イギリス「このままじゃ赤字や…、なんとか違うモノ売って取り返さにゃ…
なんかないかな…せや、ウチの管轄のインドでアヘン作っとるやないか
あれ代わりに売ったろ」
別に関西弁に深い意味はありませんが
こうしてアヘンをこっそり中国に売ることでイギリスの貿易は大黒字に
反対に中国はアヘン中毒者で溢れかえることになりました。
当時4億人いた中国人の10分の1がアヘン中毒になったというのだから
中国の被害は尋常ではありません。
コレに対し当然、中国はアヘンを禁止する政令を出します
ところがここでイギリスは
イギリス「なんや?ウチのやり方に文句あるんか?
大体お前が調子こいてるからいけないんやろ?」
ということでイギリスは中国に戦争を仕掛けます。
これがアヘン戦争です。
他国の歴史にアレコレ文句を言うのはなんですが
当時の帝国主義全盛のイギリスはやることが本当にえげつないです。
アヘン戦争でイギリス軍に撃破される中国の船
結果は中国の大惨敗、イギリスの死傷者は400人。
対して中国の死傷者は18000人から20000人と言われています。
さらに戦争に買ったイギリスは中国に不平等条約を突きつけます
イギリス「ウチの勝ちや、調子に乗ってるからこうなるんやで、
さて勝ったからには色々言うこときいてもらいましょか
とりあえず2100万ドルよこしなはれ。
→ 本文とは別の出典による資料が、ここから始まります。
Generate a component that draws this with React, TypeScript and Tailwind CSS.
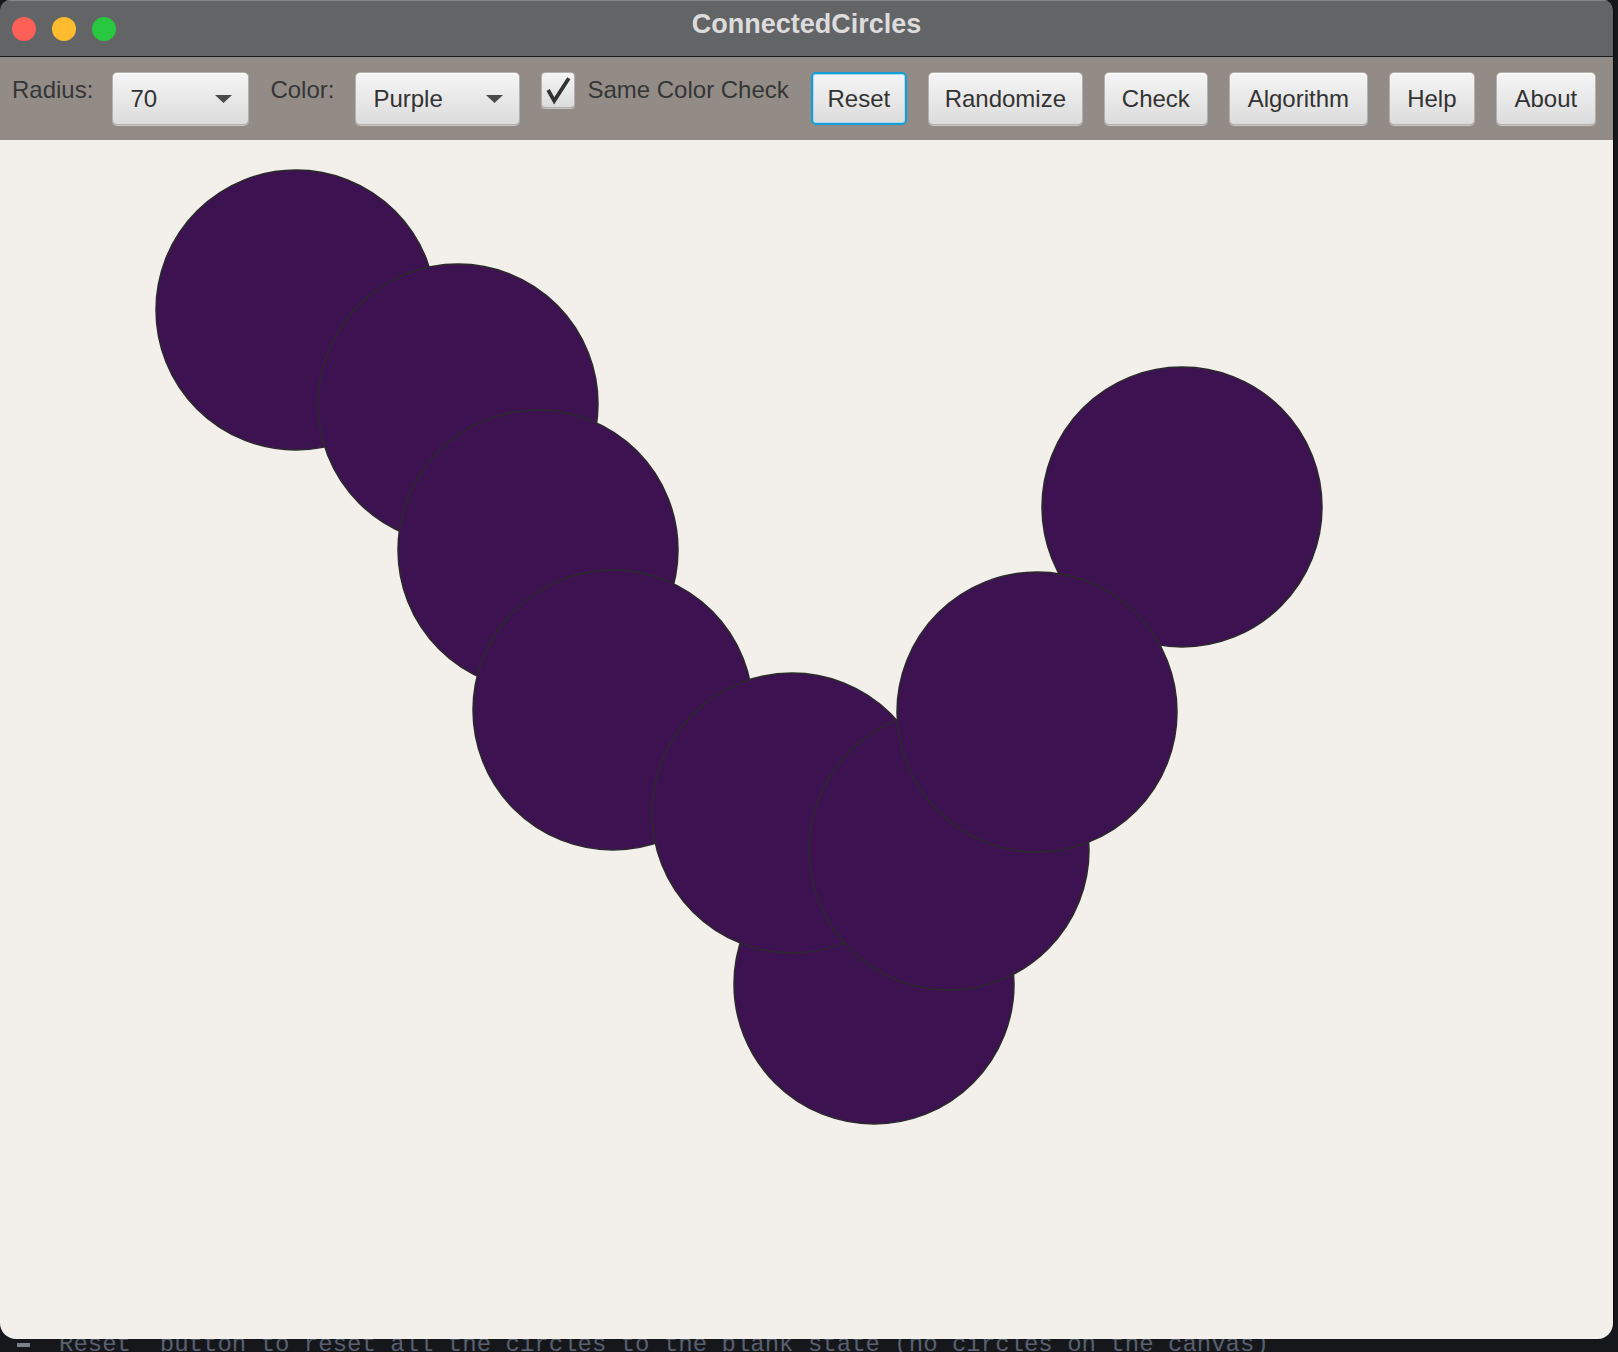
import React from 'react';

type Circle = { x: number; y: number };

// centres in canvas coordinates (canvas starts 140px below the window top)
const CIRCLES: Circle[] = [
  { x: 296, y: 170 },
  { x: 458, y: 264 },
  { x: 538, y: 410 },
  { x: 613, y: 570 },
  { x: 874, y: 844 },
  { x: 792, y: 673 },
  { x: 1182, y: 367 },
  { x: 949, y: 710 },
  { x: 1037, y: 572 },
];

const BUTTONS = [
  { label: 'Reset', width: 'w-[96px]', focused: true },
  { label: 'Randomize', width: 'w-[155px]' },
  { label: 'Check', width: 'w-[104px]' },
  { label: 'Algorithm', width: 'w-[139px]' },
  { label: 'Help', width: 'w-[86px]' },
  { label: 'About', width: 'w-[100px]' },
];

const Caret = () => (
  <svg width="17" height="8" viewBox="0 0 17 8" className="shrink-0">
    <path d="M0 0 L17 0 L8.5 8 Z" fill="#4a4a4a" />
  </svg>
);

const Combo = ({ value, width }: { value: string; width: string }) => (
  <div
    className={`${width} h-[53px] flex items-center justify-between pl-[17px] pr-[16px] rounded-[5px] border border-[#b3b0ad] bg-gradient-to-b from-[#f5f5f5] to-[#dcdcdc] shadow-[0_1px_0_#c9c5c1,inset_0_1px_0_#ffffff]`}
  >
    <span className="leading-[28px] text-[#333333]">{value}</span>
    <Caret />
  </div>
);

const Button = ({ label, width, focused }: { label: string; width: string; focused?: boolean }) => (
  <button
    type="button"
    className={`${width} h-[53px] flex items-center justify-center rounded-[5px] leading-[28px] text-[#333333] bg-gradient-to-b from-[#f5f5f5] to-[#dcdcdc] ${
      focused
        ? 'border-2 border-[#139fd6] shadow-[inset_0_0_0_1px_#a8d9ee]'
        : 'border border-[#b3b0ad] shadow-[0_1px_0_#c9c5c1,inset_0_1px_0_#ffffff]'
    }`}
  >
    {label}
  </button>
);

const Checkbox = () => (
  <div className="w-[34px] h-[36px] rounded-[4px] border border-[#b3b0ad] bg-gradient-to-b from-[#f5f5f5] to-[#dcdcdc] shadow-[0_1px_0_#c9c5c1] flex items-center justify-center">
    <svg width="34" height="36" viewBox="0 0 34 36">
      <path d="M6.5 18 L13 29.5 L28.5 5.5" fill="none" stroke="#333333" strokeWidth="4" strokeLinejoin="miter" />
    </svg>
  </div>
);

const App = () => {
  return (
    <div className="w-[1618px] h-[1352px] bg-[#15171b] overflow-hidden font-['Liberation_Sans',Arial,sans-serif]">
      <div className="relative z-10 w-[1614px] h-[1339px] flex flex-col rounded-t-[10px] rounded-b-[16px] overflow-hidden border-r border-[#0b0c0e]">
        {/* title bar */}
        <div className="relative h-[57px] shrink-0 flex items-center bg-[#636466] border-t border-[#858688] border-b border-b-[#1c1c1c]">
          <div className="flex items-center gap-[16px] pl-[12px]">
            <span className="w-[24px] h-[24px] rounded-full bg-[#fe5f57]" />
            <span className="w-[24px] h-[24px] rounded-full bg-[#febc2e]" />
            <span className="w-[24px] h-[24px] rounded-full bg-[#28c840]" />
          </div>
          <div className="absolute inset-0 flex items-center justify-center pb-[8px] pointer-events-none">
            <span className="text-[27px] font-bold text-[#dcdcdc] leading-none">ConnectedCircles</span>
          </div>
        </div>

        {/* toolbar */}
        <div className="h-[83px] shrink-0 bg-[#938c86] flex items-start pt-[15px] pl-[12px] text-[24px]">
          <span className="mt-[4px] leading-[28px] text-[#363636]">Radius:</span>
          <div className="ml-[19px]">
            <Combo value="70" width="w-[137px]" />
          </div>
          <span className="ml-[21px] mt-[4px] leading-[28px] text-[#363636]">Color:</span>
          <div className="ml-[21px]">
            <Combo value="Purple" width="w-[165px]" />
          </div>
          <div className="ml-[21px] flex items-start gap-[12px]">
            <Checkbox />
            <span className="mt-[4px] leading-[28px] text-[#363636]">Same Color Check</span>
          </div>
          <div className="ml-[22px] flex gap-[21px]">
            {BUTTONS.map((b) => (
              <Button key={b.label} label={b.label} width={b.width} focused={b.focused} />
            ))}
          </div>
        </div>

        {/* canvas */}
        <div className="flex-1 bg-[#f3f0eb]">
          <svg width="1614" height="1199" viewBox="0 0 1614 1199" className="block">
            {CIRCLES.map((c, i) => (
              <circle key={i} cx={c.x} cy={c.y} r={140} fill="#3d1251" stroke="#2a2a2a" strokeWidth="1.5" />
            ))}
          </svg>
        </div>
      </div>

      {/* what lies behind the window */}
      <div className="h-[13px] overflow-hidden flex items-start">
        <span className="ml-[17px] mt-[4px] w-[13px] h-[4px] bg-[#7c818b] shrink-0" />
        <span className="ml-[29px] -mt-[6px] whitespace-pre text-[24px] leading-[24px] text-[#596070] font-['Liberation_Mono',monospace]">
          Reset` button to reset all the circles to the blank state (no circles on the canvas)
        </span>
      </div>
    </div>
  );
};

export default App;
後はもっとウチと取引してもらうため
今まで閉じてた5つの港を貿易のために開放しなはれ、
さらにそちらの国でウチの人間が粗相をやらかしたとしても
裁判はウチの国でやりますから、ほなよろしく~」
関西弁に深い意味はありませんが因縁に近いカタチで戦争をふっかけて
圧勝して置いて不平等条約を突きつける
ジャイアニズムもここに極まり、という感じですね。
その後実は強いと思った中国が
そんなに強くないことがわかったので
フランス、ドイツ、日本といった諸国も
中国にどんどん不平等条約を突きつけます。
これをきっかけに当時の中国(清)の方たちは
苦しい生活を強いられることになります。
もう1つの紅茶にまつわる有名な事件が
当時のアメリカで起こったボストン茶会事件です。
こちらは1770年とアヘン戦争より前に起きた事件ですが
原因はまたイギリスです(苦笑)
アメリカは独立前はイギリスの植民地でしたが
イギリスはフランスとの戦争でお金がありませんでした。
当時のアメリカはオランダから茶葉を購入していましたが
イギリスはここに目をつけます。
イギリス「オランダはんと仲良くやってるみたいやけど
次からはウチの紅茶を買ってくれや。
もちろん税金はたっぷりかけさせてもらいますわ、ほなよろしくー」
これにブチキレた当時のアメリカ国民は
ボストンに船舶中のイギリス船に積まれた
342箱(価格1万8千ポンド、約400万円相当)の紅茶を海に投げ捨てます。
コレに対しイギリスと当時のアメリカの間に緊張が高まります。
もともとことあるごとにイギリスに税金をかけられ苦しんでいたアメリカ側も
「もうやってられるか!独立してやる!」と独立戦争へ
結果はアメリカの勝利、アメリカは無事独立を果たし世界大国になりました。
紅茶だけが原因とは言えませんが、まさに戦争の影に紅茶あり
と言えるのではないでしょうか?
こうやって歴史に触れてみると、とりあえず平和な現代社会日本で
のんびり紅茶を飲める自分は幸せなのだな、とつくづく思う次第です。